Can AI Replace Hospital Radiologists?
No, AI can not. What AI can do is be an extremely valuable tool for radiologists and doctors, one that makes analyzing all the various forms of synthetic medical imagery more accurate, and most likely increasing their productivity. It can reduce oversights and errors, but it won't be able to fully replace expert human analysis for quite some time. Like most AI solutions it will most likely take far longer than AI experts predict. Perhaps we need an AI to predict timeframe for AI solutions since people seem to do that poorly. :-)
Does this perhaps lead to reducing the number of radiologists due to increased productivity? Probably not, more likely radiologists will be bombarded with more imagery to analyze as technology improves and costs lower and is more frequently used.
Image recognition is not AI. Sorry.
I think most routine radiology could end up at least being assisted by AI, given that the entire practice revolves around using imaging techniques that return incomplete data and making a judgement call. This is the sort of thing machine learning is good at -- reading billions of images and determining what something looks like. Real radiologists in training do the same thing -- except they have a much smaller data set to fall back on.
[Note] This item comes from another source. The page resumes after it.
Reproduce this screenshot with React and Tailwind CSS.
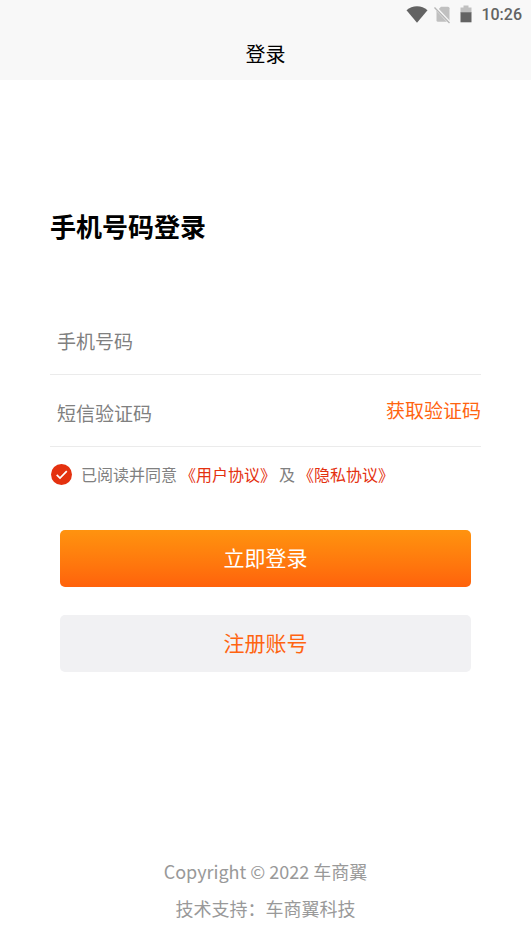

The real question is how we're going to deal with the sudden flip in what is considered a highly-skilled job:
- Doctors in general are a perfect example - because the supply of medical school slots is kept low, only the people with perfect grades and photographic memories, _and_ who can ace the MCAT get into med school (in the US.) If machine learning becomes a thing, then having a photographic memory is not going to be as important as it once was...it's already less important.
- The Bar Association didn't limit the amount of law school slots the way the AMA does, and the result today is that law school grads can't find work. Just 20 years ago, having a law degree would definitely get you a job, and having a Top 14 law degree would set you up for life permanently. Law is a profession that relies on interpreting vast amounts of data, and computers are really good at the routine parts of the job that junior associates used to make $180K a year doing.
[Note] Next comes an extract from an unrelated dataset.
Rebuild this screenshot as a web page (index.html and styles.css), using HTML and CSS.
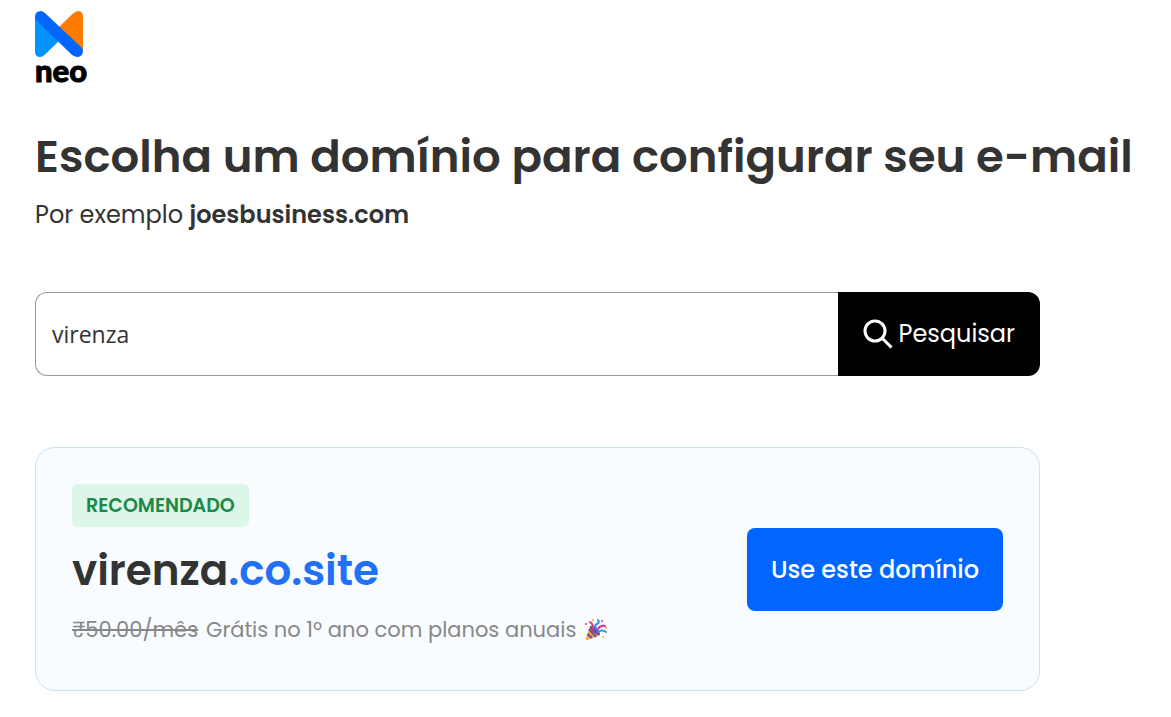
FILE: index.html
```html
<!DOCTYPE html>
<html lang="pt-BR">
<head>
    <meta charset="UTF-8">
    <meta name="viewport" content="width=device-width, initial-scale=1.0">
    <title>Neo</title>
    <link rel="stylesheet" href="styles.css">
</head>
<body>
    <div class="page">
        <header>
            <a class="logo" href="#">
                <svg viewBox="0 0 48 46" aria-hidden="true">
                    <path fill="#0093ff" d="M0 5L24 30L10 43.500Q7 46 5 46Q0 46 0 40Z"/>
                    <path fill="#ff7b00" d="M24 16L38 2.500Q41 0 43 0Q48 0 48 6V40Z"/>
                    <path fill="#0066ff" d="M0 6Q0 0 6 0Q8 0 11 3L47 37Q48 39 48 41Q47 46 42 46Q39 46 36 43L1 9Q0 8 0 6Z"/>
                </svg>
                <span>neo</span>
            </a>
        </header>
        <main>
            <h1>Escolha um domínio para configurar seu e-mail</h1>
            <p class="example">Por exemplo <strong>joesbusiness.com</strong></p>

            <form class="search">
                <input type="text" aria-label="Domínio" value="virenza">
                <button type="button">
                    <svg viewBox="0 0 30 30" aria-hidden="true">
                        <circle cx="12" cy="12" r="10"/>
                        <path d="M19 19L28.500 28.500"/>
                    </svg>
                    Pesquisar
                </button>
            </form>

            <section class="card">
                <div class="offer">
                    <span class="badge">RECOMENDADO</span>
                    <h2>virenza<span>.co.site</span></h2>
                    <p class="price">
                        <s>₹50.00/mês</s>
                        <span>Grátis no 1º ano com planos anuais</span>
                        <svg viewBox="0 0 24 24" role="img" aria-label="Festa">
                            <path fill="#f9a72b" d="M6 8L16 17L3 22Q1 22 2 20Z"/>
                            <path stroke="#6b4fa0" stroke-width="2" d="M5 11L12 19M3.500 16L8 20"/>
                            <ellipse cx="11" cy="12.500" rx="2.500" ry="6.500" transform="rotate(-47 11 12.500)" fill="#6b4fa0"/>
                            <g fill="none" stroke-width="2" stroke-linecap="round">
                                <path stroke="#ef2c8f" d="M9 11Q10 7 6 4M14 11Q16 7 21 8"/>
                                <path stroke="#2196e8" d="M12 10Q10 7 13 6Q16 5 14 2M14 14Q18 11 22 14"/>
                            </g>
                            <g fill="#f9a72b">
                                <circle cx="9" cy="2" r="1"/>
                                <circle cx="19" cy="19" r="1"/>
                                <circle cx="22" cy="10" r="1"/>
                            </g>
                            <g fill="#ef2c8f">
                                <circle cx="2" cy="6" r="1"/>
                                <circle cx="18" cy="3" r="1"/>
                            </g>
                        </svg>
                    </p>
                </div>
                <button type="button">Use este domínio</button>
            </section>
        </main>
    </div>
</body>
</html>
```
FILE: styles.css
```css
body {
    margin: 0;
    background: #fff;
    color: #333;
    font-family: Poppins, Inter, sans-serif;
}
.page {
    padding: 11px 35px 24px;
}
.logo {
    display: inline-flex;
    flex-direction: column;
    vertical-align: top;
    color: #000;
    text-decoration: none;
    font: 900 31px/26px Lato, sans-serif;
    -webkit-text-stroke: 1px #000;
}
.logo svg {
    width: 48px;
    height: 46px;
}
h1 {
    margin: 42px 0 0;
    font-size: 45px;
    line-height: 64px;
    font-weight: 600;
}
.example {
    margin: 8px 0 0;
    font-size: 24px;
    line-height: 36px;
}
.example strong {
    font-weight: 600;
}
.search {
    display: flex;
    max-width: 1005px;
    margin: 59px 0 0;
}
.search input {
    flex: 1;
    min-width: 0;
    padding: 24px 16px;
    border: 1px solid #999;
    border-right: 0;
    border-radius: 12px 0 0 12px;
    color: #333;
    font: 23px/34px "Open Sans", sans-serif;
}
.search button {
    display: flex;
    align-items: center;
    gap: 6px;
    padding: 24px 25px;
    border: 0;
    border-radius: 0 12px 12px 0;
    background: #000;
    color: #fff;
    font: 24px/36px Poppins, Inter, sans-serif;
}
.search svg {
    width: 30px;
    height: 30px;
    fill: none;
    stroke: #fff;
    stroke-width: 3;
}
.card {
    display: flex;
    align-items: center;
    justify-content: space-between;
    gap: 24px;
    box-sizing: border-box;
    max-width: 1005px;
    margin: 71px 0 0;
    padding: 36px;
    border: 1px solid #c8e2f8;
    border-radius: 20px;
    background: #f8fcff;
}
.offer {
    padding-bottom: 7px;
}
.badge {
    display: inline-block;
    padding: 6px 14px;
    border-radius: 6px;
    background: #dcf7e7;
    color: #1e874b;
    font-size: 19px;
    line-height: 31px;
    font-weight: 600;
}
h2 {
    margin: 12px 0 0;
    font-size: 42px;
    line-height: 64px;
    font-weight: 600;
}
h2 span {
    color: #2070f8;
}
.price {
    display: flex;
    align-items: center;
    gap: 8px;
    margin: 10px 0 0;
    color: #888;
    font-size: 21px;
    line-height: 34px;
}
.price svg {
    width: 24px;
    height: 24px;
}
.card button {
    padding: 24px;
    border: 0;
    border-radius: 8px;
    background: #06f;
    color: #fff;
    font: 500 24px/35px Poppins, Inter, sans-serif;
}
```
- From the non-professions, another example is air traffic controllers. Even with computers aiding them, humans who have the unique ability to think natively in 3 dimensions and keep an entire sector of airspace's inhabitants in their brains along with their speed, altitude and heading have been doing it for ages. It takes years of training to understand and definitely qualifies in my book as a highly skilled job. They make a lot of money because few people have the ability to do it and keep their stress levels non-lethal. But, it also sounds like something computers could take over eventually.
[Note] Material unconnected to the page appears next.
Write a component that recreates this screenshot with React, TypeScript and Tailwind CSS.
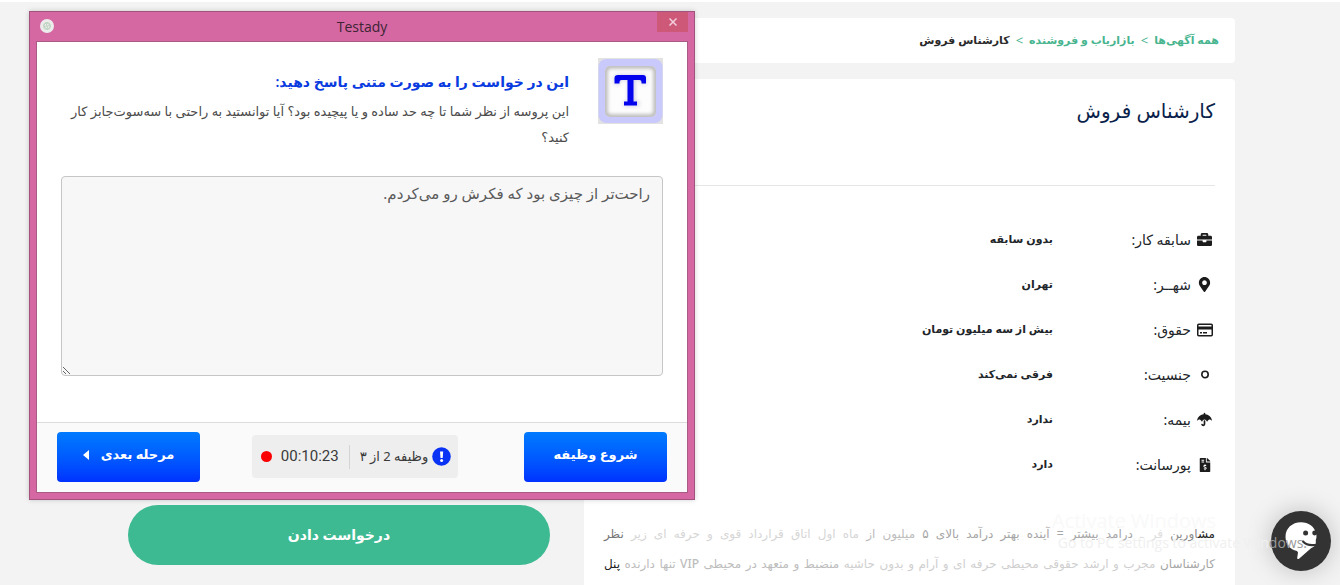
import React from "react";
import { FaBriefcase, FaMapMarkerAlt, FaUmbrella, FaFileInvoiceDollar } from "react-icons/fa";

function CardIcon() {
  return (
    <svg viewBox="0 0 16 14" className="w-4 h-[14px]" fill="none">
      <rect x="0.75" y="1.25" width="14.5" height="11.5" rx="1" stroke="currentColor" strokeWidth="1.5" />
      <rect x="1" y="3.5" width="14" height="3" fill="currentColor" />
      <path d="M3 9.8h2M6 9.8h4" stroke="currentColor" strokeWidth="1.4" />
    </svg>
  );
}

function RingIcon() {
  return (
    <svg viewBox="0 0 10 10" className="size-[10px]" fill="none">
      <circle cx="5" cy="4.500" r="3.2" stroke="currentColor" strokeWidth="1.6" />
    </svg>
  );
}

const facts = [
  { label: "سابقه کار:", value: "بدون سابقه", icon: <FaBriefcase size={15} /> },
  { label: "شهــر:", value: "تهران", icon: <FaMapMarkerAlt size={15} /> },
  { label: "حقوق:", value: "بیش از سه میلیون تومان", icon: <CardIcon /> },
  { label: "جنسیت:", value: "فرقی نمی‌کند", icon: <RingIcon /> },
  { label: "بیمه:", value: "ندارد", icon: <FaUmbrella size={15} /> },
  { label: "پورسانت:", value: "دارد", icon: <FaFileInvoiceDollar size={14} /> },
];

function TextTaskIcon() {
  return (
    <svg viewBox="0 0 65 66" className="w-[65px] h-[66px] shrink-0">
      <defs>
        <filter id="soft" x="-20%" y="-20%" width="140%" height="140%">
          <feGaussianBlur stdDeviation="2.2" />
        </filter>
        <clipPath id="panel">
          <rect x="7" y="8" width="51" height="51" rx="5" />
        </clipPath>
      </defs>
      <rect width="65" height="66" fill="#e2e2e2" />
      <rect x="0.5" y="1" width="64" height="64" rx="8" fill="#c9c9fb" />
      <rect x="7" y="8" width="51" height="51" rx="5" fill="#fdfdfd" />
      <g clipPath="url(#panel)">
        <rect x="7" y="8" width="51" height="51" rx="5" fill="none" stroke="#a2a2a2" strokeWidth="4" filter="url(#soft)" />
      </g>
      <path
        d="M20 17h25q3 0 3 3v6.500h-4.500v-3q0-2-2-2h-4.500v22h4v4.500H26v-4.500h4v-22h-6q-2 0-2 2v3h-5.500V20q0-3 3.500-3z"
        fill="#9a9ad0"
        opacity="0.5"
        filter="url(#soft)"
      />
      <path
        d="M20 17h25q3 0 3 3v5.500h-4.500v-1.500q0-2-2-2h-6v21.500h3.500v4H26v-4h3.500V22h-6q-2 0-2 2v1.500H16.500V20q0-3 3.500-3z"
        fill="#0303ee"
      />
    </svg>
  );
}

function ChatIcon() {
  return (
    <svg viewBox="0 0 60 60" className="size-[60px]">
      <circle cx="30" cy="30" r="30" fill="#333" />
      <path
        d="M30 11.300c-9 0-15.500 6.200-15.500 14.200 0 7.500 4.500 13 11.500 14.500l1 1.500-.8 5.500c0 1.200 1 1.400 1.800.700l12-10.500c2.800-1.200 4.300-2.700 4.800-4.200v-4.200c.8-1.800 1-4 .2-6.300C43.500 15.500 37.500 11.300 30 11.300z"
        fill="#fff"
      />
      <circle cx="34.600" cy="22" r="2.500" fill="#333" />
      <circle cx="43.600" cy="22" r="2.400" fill="#333" />
      <path d="M32 30.500c3 3.200 8 4.300 14 3" fill="none" stroke="#333" strokeWidth="2.200" strokeLinecap="round" />
    </svg>
  );
}

function TestadyWindow() {
  return (
    <section
      role="dialog"
      aria-label="Testady"
      dir="rtl"
      className="absolute left-[29px] top-[9px] flex w-[666px] flex-col border border-[#a3517d] bg-[#d568a2] px-[6px] pb-[6px] shadow-[0_0_5px_rgba(0,0,0,0.18)]"
    >
      <header dir="ltr" className="grid h-[29px] grid-cols-[1fr_auto_1fr]">
        <span className="ml-1 mt-[7px] flex size-[14px] items-center justify-center rounded-full bg-[#ececec]">
          <svg viewBox="0 0 10 10" className="size-[10px]" fill="none" stroke="#b9d0bd" strokeWidth="0.8">
            <circle cx="5" cy="5" r="3.600" />
            <path d="M2 4l2-2 3 1 1 3-2 2-3-1zM4 2l2 6M2.500 5.500l5-1" />
          </svg>
        </span>
        <h2 className="mt-[5px] font-['Open_Sans',sans-serif] text-sm leading-5 text-[#3c2434]">Testady</h2>
        <button
          type="button"
          aria-label="Close"
          className="flex h-5 w-[31px] items-center justify-center justify-self-end bg-[#cd5877]"
        >
          <svg viewBox="0 0 8 8" className="size-2" stroke="#f3cfdd" strokeWidth="1.500">
            <path d="M0.500 0.500l7 7M7.500 0.500l-7 7" />
          </svg>
        </button>
      </header>
      <div className="border border-[#a95a85] bg-white">
        <div className="px-6 pt-4">
          <div className="flex gap-[29px]">
            <TextTaskIcon />
            <div className="grow pt-2">
              <h3 className="text-sm font-semibold leading-8 text-[#0a3be0]">این در خواست را به صورت متنی پاسخ دهید:</h3>
              <p className="text-[13px] leading-[26px] text-[#4c4c4c]">
                این پروسه از نظر شما تا چه حد ساده و یا پیچیده بود؟ آیا توانستید به راحتی با سه‌سوت‌جابز کار کنید؟
              </p>
            </div>
          </div>
          <textarea
            aria-label="پاسخ"
            defaultValue="راحت‌تر از چیزی بود که فکرش رو می‌کردم."
            className="mt-[26px] block h-[200px] w-full resize rounded border border-[#c6c6c6] bg-[#f7f7f7] px-3 py-[2px] text-[15px] leading-7 text-[#5a5a5a]"
          />
        </div>
        <footer className="mt-[46px] flex h-[70px] items-center justify-between border-t border-[#dcdcdc] bg-[#fafafa] px-5 pb-[2px]">
          <button
            type="button"
            className="h-[50px] w-[143px] rounded bg-linear-to-b from-[#007aff] to-[#0030ff] pb-1 text-[13px] font-semibold text-white"
          >
            شروع وظیفه
          </button>
          <div className="mr-[14px] flex h-[43px] items-center rounded-sm bg-[#eee] pl-[9px] pr-[7px] text-[#3a3a3a]">
            <svg viewBox="0 0 19 19" className="size-[19px]">
              <circle cx="9.500" cy="9.500" r="9.300" fill="#0a32f5" />
              <path d="M8 4.500h3.200l-.5 6.500H8.500z" fill="#fff" />
              <circle cx="9.600" cy="13.600" r="1.500" fill="#fff" />
            </svg>
            <span className="mr-1 text-[13px]">وظیفه 2 از ۳</span>
            <span className="mx-[10px] h-6 w-px bg-[#d4d4d4]" />
            <time className="font-['Roboto',sans-serif] text-[15px]" dir="ltr">
              00:10:23
            </time>
            <span className="mr-[9px] size-[11px] rounded-full bg-[#fb0000]" />
          </div>
          <button
            type="button"
            className="flex h-[50px] w-[143px] items-center justify-center gap-3 rounded bg-linear-to-b from-[#007aff] to-[#0030ff] pb-1 text-[13px] font-semibold text-white"
          >
            مرحله بعدی
            <svg viewBox="0 0 6 10" className="h-[10px] w-[6px]" fill="currentColor">
              <path d="M6 0v10L0 5z" />
            </svg>
          </button>
        </footer>
      </div>
    </section>
  );
}

export default function App() {
  return (
    <div
      dir="rtl"
      className="relative flex h-screen flex-col overflow-hidden border-t-2 border-white bg-[#f3f3f3] font-['Noto_Sans','DejaVu_Sans',sans-serif]"
    >
      <div className="flex grow gap-[34px] pl-32 pr-[105px] pt-4">
        <main className="flex min-w-0 grow flex-col gap-4">
          <nav className="flex h-[45px] shrink-0 items-center gap-[6px] rounded bg-white px-4 text-[11px] font-semibold text-[#48b58f]">
            <a href="#all">همه آگهی‌ها</a>
            <span className="text-[13px] font-normal">&gt;</span>
            <a href="#sales">بازاریاب و فروشنده</a>
            <span className="text-[13px] font-normal">&gt;</span>
            <span className="text-[#2a2a2a]">کارشناس فروش</span>
          </nav>
          <article className="flex grow flex-col rounded-t bg-white px-5">
            <h1 className="border-b border-[#e6e6e6] pb-[57px] pt-[15px] text-xl font-medium leading-[34px] text-[#0b1f4b]">
              کارشناس فروش
            </h1>
            <dl className="pt-[31px]">
              {facts.map((fact) => (
                <div key={fact.label} className="flex h-[45px] items-center text-[#212529]">
                  <dt className="flex w-[162px] items-center gap-[3px] text-sm">
                    <span className="flex w-[21px] justify-center text-[#1c1c1c]">{fact.icon}</span>
                    {fact.label}
                  </dt>
                  <dd className="text-[11px] font-semibold">{fact.value}</dd>
                </div>
              ))}
            </dl>
            <div className="mt-8 text-xs font-medium leading-[30px] text-[#bdbdbd]">
              <p className="whitespace-nowrap [text-align-last:justify]">
                <span className="text-[#222]">مش</span>
                <span className="text-[#8c8c8c]">اورین</span> <span className="text-[#dedede]">فر ـ</span>{" "}
                <span className="text-[#a6a6a6]">درآمد بیشتر = آینده بهتر درآمد بالای ۵</span> میلیون از{" "}
                <span className="text-[#d6d6d6]">ماه اول اتاق قرارداد قوی و حرفه ای زیر</span>{" "}
                <span className="text-[#777]">نظر</span>
              </p>
              <p className="whitespace-nowrap [text-align-last:justify]">
                <span className="text-[#a6a6a6]">کارشناسان</span>{" "}
                <span className="text-[#cfcfcf]">مجرب و ارشد حقوقی محیطی حرفه ای و آرام و بدون حاشیه</span> منضبط و
                متعهد در محیطی VIP تنها دارنده <span className="text-[#222]">پنل</span>
              </p>
            </div>
          </article>
        </main>
        <aside className="w-[422px] shrink-0 pt-[487px]">
          <button
            type="button"
            className="h-[60px] w-full rounded-full bg-[#3dba92] text-sm font-bold text-white"
          >
            درخواست دادن
          </button>
        </aside>
      </div>
      <TestadyWindow />
      <button type="button" aria-label="Chat" className="absolute bottom-[14px] right-[9px] rounded-full shadow-[0_0_26px_rgba(0,0,0,0.22)]">
        <ChatIcon />
      </button>
      <div
        dir="ltr"
        className="pointer-events-none absolute bottom-8 right-[33px] w-[255px] whitespace-nowrap font-['Open_Sans',sans-serif]"
      >
        <p className="text-xl leading-6 text-[#f9f9f9]">Activate Windows</p>
        <p className="text-right text-sm leading-5 text-[#f0f0f0]">
          Go to PC settings to activate Win<span className="text-[#9a9a9a]">dows.</span>
        </p>
      </div>
    </div>
  );
}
Don't worry. I recently had a chance to talk to some Watson people from IBM, and while they see excellent potential for supporting experts in diverse fields, the answer as to replacing experts was "not in the next 50 years". That is pretty extreme, as they really know what the state-of-the-art is.
Most ACs are not even worth the keystrokes to insult them. Be generically insulted by this and ignored otherwise.
There will always be things that the AI will miss.
Twitter supports and protects racists - by smearing their critics with the "Hate Speech" label.
Siri, do you concur with Watson?
A 21st century issue: the irony of technologies of abundance in the hands of those still thinking in terms of scarcity.
Programmers should have a duty of social responsibility
to not develop AI which will eventually replace any worker.
The easiest person to replace is an AI developer.